The author writes a section that seems like a bunch of proverbs lumped together to teach us how to live with no regrets.
12 Therefore, strengthen the hands that are weak and the knees that are feeble, 13 and make straight paths for your feet, so that the limb which is lame may not be put out of joint, but rather be healed. 14 Pursue peace with all men, and the sanctification without which no one will see the Lord. 15 See to it that no one comes short of the grace of God; that no root of bitterness springing up causes trouble, and by it many be defiled; 16 that there be no immoral or godless person like Esau, who sold his own birthright for a single meal. 17 For you know that even afterwards, when he desired to inherit the blessing, he was rejected, for he found no place for repentance, though he sought for it with tears.
This seems like wise advice as we kick off the New Year. The parties are over and most of you have headed back to work, school, or both. So now what? How do we take this “clean slate” we have declared for ourselves and move forward into this year? We just read it.
The references to the body are double layered. First, they refer to ourselves. If there is something about us that is spiritually weak, we must work to strengthen it. Sometimes we need a little spiritual rehab to learn how to walk again, or maybe even for the first time. The reason this is necessary is so that this part of your spiritual self doesn’t fade away and die off. Do you need to enhance your prayer life? Is your daily bible study time lacking? Do you avoid church activities and only hang out with the congregation on Sunday mornings? Whatever it may be, we must identify it and work to strengthen it. Our spiritual deadness will only spread like gangrene until we end up like Esau.

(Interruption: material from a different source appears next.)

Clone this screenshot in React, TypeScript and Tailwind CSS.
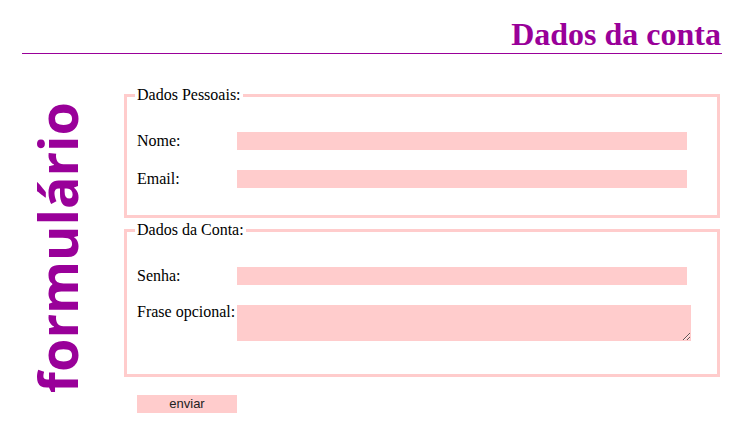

Secondly, this analogy applies to the Body of Christ as a whole. We work together as a body to help and strengthen the other parts. If your right arm is weak, your left arm will help it along. If your leg is feeble, your hand and arm will help move it as necessary to continue accomplishing the task at hand. The way we do this is revealed in the next two verses (14 & 15). As we pursue peace with all men (that excludes nobody), others will be lifted up and strengthened. As we seek out our own sanctification, we can be of service to others in theirs. When we read verse 15, we must make sure we are reading it to understand that we are the vessels of God’s grace to others. Without it, many will become defiled, immoral, and godless.
As we read and apply the Word of God to our lives, we will begin to experience His wholeness and Holiness in our lives. The author here is encouraging us not to be foolish and turn away from it in the deception and lust of this world we live in. The example of Esau selling his birthright and inheritance for a bowl of soup drives this to the heart of physical hunger driving our decisions instead of spiritual wisdom. While our lives are dedicated to Christ and following Him and these spiritual disciplines are a command, we must recognize why they are commands. They aren’t rules of oppression, but elements that are to sanctify us and keep us on the path of righteousness. When we see them as opportunities to grow closer to God and understand more of who He is and who we are because of Him, they no longer seem like things we have to do, but things we get to do. None of it would be possible without Christ’s sacrifice in the first place. Spiritual disciplines are a gift from God that give us ways to communicate with, interact with, and learn from God.
What parts of your spiritual life are weak and need reinforcement? Have you put together a plan to strengthen and improve them? Have you been looking at spiritual disciplines as begrudged requirements or holy opportunities?